Podróże po świecie są nie tyle interesujące, co wartościowe od strony edukacyjnej. Poznawanie różnych kultur, ich obyczajów i życia codziennego miejscowej ludności pokazują, jak niewiele, do tej pory, wiedziało się o świecie. Już w samej Europie, czyli miejscu teoretycznie najlepiej nam znanym, można się spotkać z wieloma różnicami i niecodziennymi zwyczajami. Co więc, jeżeli wybrałoby się gdzieś dalej? Jakże odmienne od naszego świata wydają się kraje Ameryki Południowej, czy też Dalekiego Wschodu. Przykładem mogą być Chiny, w których nawet doświadczony turysta europejski poczuje się zagubiony.
Choć wydawać by się mogło, że Chiny to obecnie jeden z popularniejszych kierunków podróży, wciąż nie jest to łatwy cel dla turysty. Warto więc dobrze się przygotować przed wyruszeniem do tego niezwykłego kraju. Przede wszystkim pamiętać należy o wizach. Aby otrzymać pozwolenie na wjazd do Państwa Środka, trzeba pobrać i uzupełnić wniosek, znajdujący się na stronie chińskiej ambasady. Następnie, wraz ze zdjęciem i paszportem, składa się go w Chińskim Centrum Obsługi Aplikacji Wizowych i czeka na decyzję. Koszt wizy to 260 złotych, do czego doliczyć należy jeszcze opłatę pobieraną przez Centrum Wizowe w wysokości 185 zł.

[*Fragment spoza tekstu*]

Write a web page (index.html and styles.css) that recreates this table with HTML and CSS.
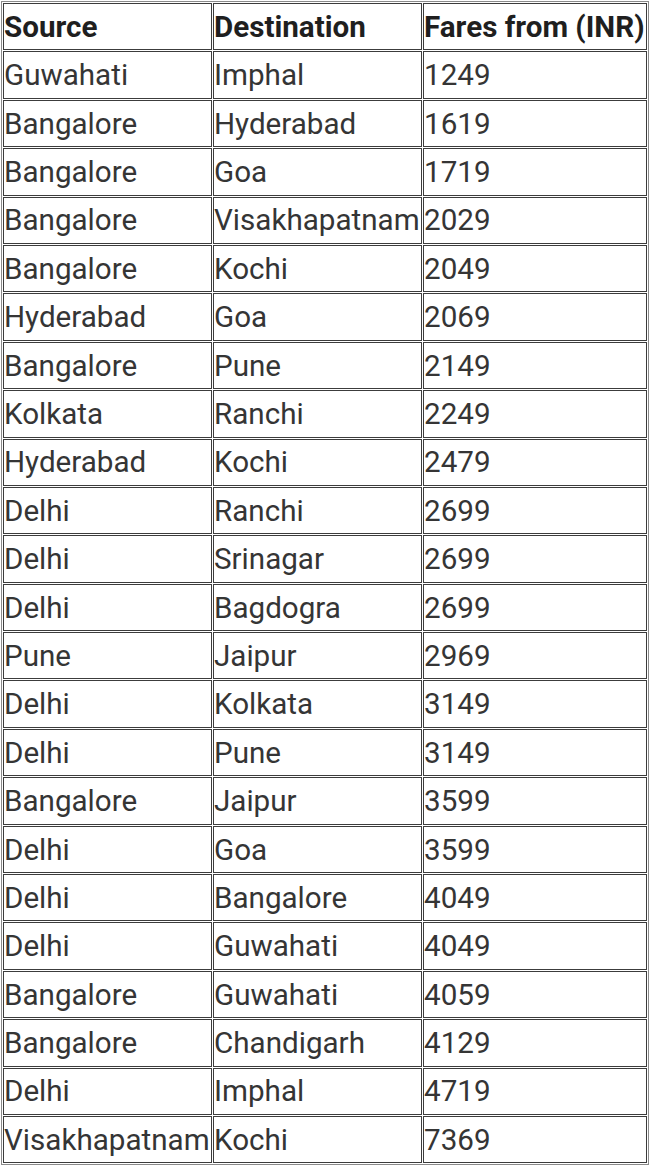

Z całą pewnością porozumiewanie się w języku angielskim w Chinach nie jest najlepszym pomysłem. Pomimo dużej ilości turystów z Europy, Chińczycy z reguły nie znają tego języka. Oczywiście istnieje wiele miejsc, zazwyczaj 5-cio gwiazdkowych hoteli, w których uda się dogadać, natomiast większość pracowników sklepów, kelnerów w restauracjach, czy tym bardziej ulicznych handlarzy, nie będzie nic rozumiała. Warto więc przygotować się do gestykulacji, co również nie jest zbyt proste. Pokazywanie liczb za pomocą palców najlepiej jest opanować jeszcze w Polsce.
Jeśli do tej pory myślało się, że w sytuacji awaryjnej pomoże Google, to po tym wyjeździe zmieni się zdanie. W Chinach obowiązuje cenzura internetu, a więc niektóre strony są całkowicie zablokowane. Rozwiązaniem okazuje się jednak VPN. Czasami może być również problem z dostępem do internetu, ale podobnie jak na całym świecie, można spotkać darmowe Wi-Fi w hotelach i restauracjach.
Polacy są już w większości przypadków przyzwyczajeni do picia wody z kranu. W Chinach natomiast jest ona kompletnie niezdatna do użytku. Jej czystość pozostawia wiele do życzenia, dlatego też nie należy się dziwić, kiedy to w łazience, a nie w pokoju spotka się butelkę z wodą. Służy ona do mycia zębów i twarzy.
W przypadku samych toalet, również można doznać wielkiego szoku. Zazwyczaj nie ma muszli klozetowej, a jedynie dziura w podłodze. Publicznych toalet jest natomiast bardzo dużo i tak jak w innych krajach, tak i w Chinach, nie wszystkie są czyste. Pomimo ogromnej ich ilości, czasami natrafia się też na miejscowych, którzy załatwiają swoje potrzeby na środku drogi. Po pewnym czasie jednak kwestie te przestają dziwić.
Mniejszym zaskoczeniem jest natomiast ogromny smog, zwłaszcza w bardziej zindustrializowanych częściach kraju. Pomocne mogą okazać się maseczki, takie same, jak te, które popularne stają się również i w Polsce.
Pozostaje jeszcze wiele mniej istotnych dla ogółu kwestii. Są to oczywiście, inne niż w Europie, gniazdka, z których powodu warto zaopatrzyć się w specjalną przełączkę. Innym, częstym problemem jest transport publiczny. W Chinach ma się on bardzo dobrze. Metro w Pekinie działa sprawnie i jest tańsze niż to, które znamy z Warszawy.
Płatności natomiast wykonuje się w większości przypadków za pomocą kart, lub telefonów. Nie należy jednak zapominać o gotówce, która może być przydatna podczas kupowania biletów kolejowych, a także u handlarzy na targach.
Tym, co przeraża każdego turystę, jest z całą pewnością ruch uliczny. To właśnie Państwo Środka jest jednym z tych krajów, w których przejście na drugą stronę wydaje się niemożliwe, a natężenie decybeli sprawia, że bębenki pękają w uszach.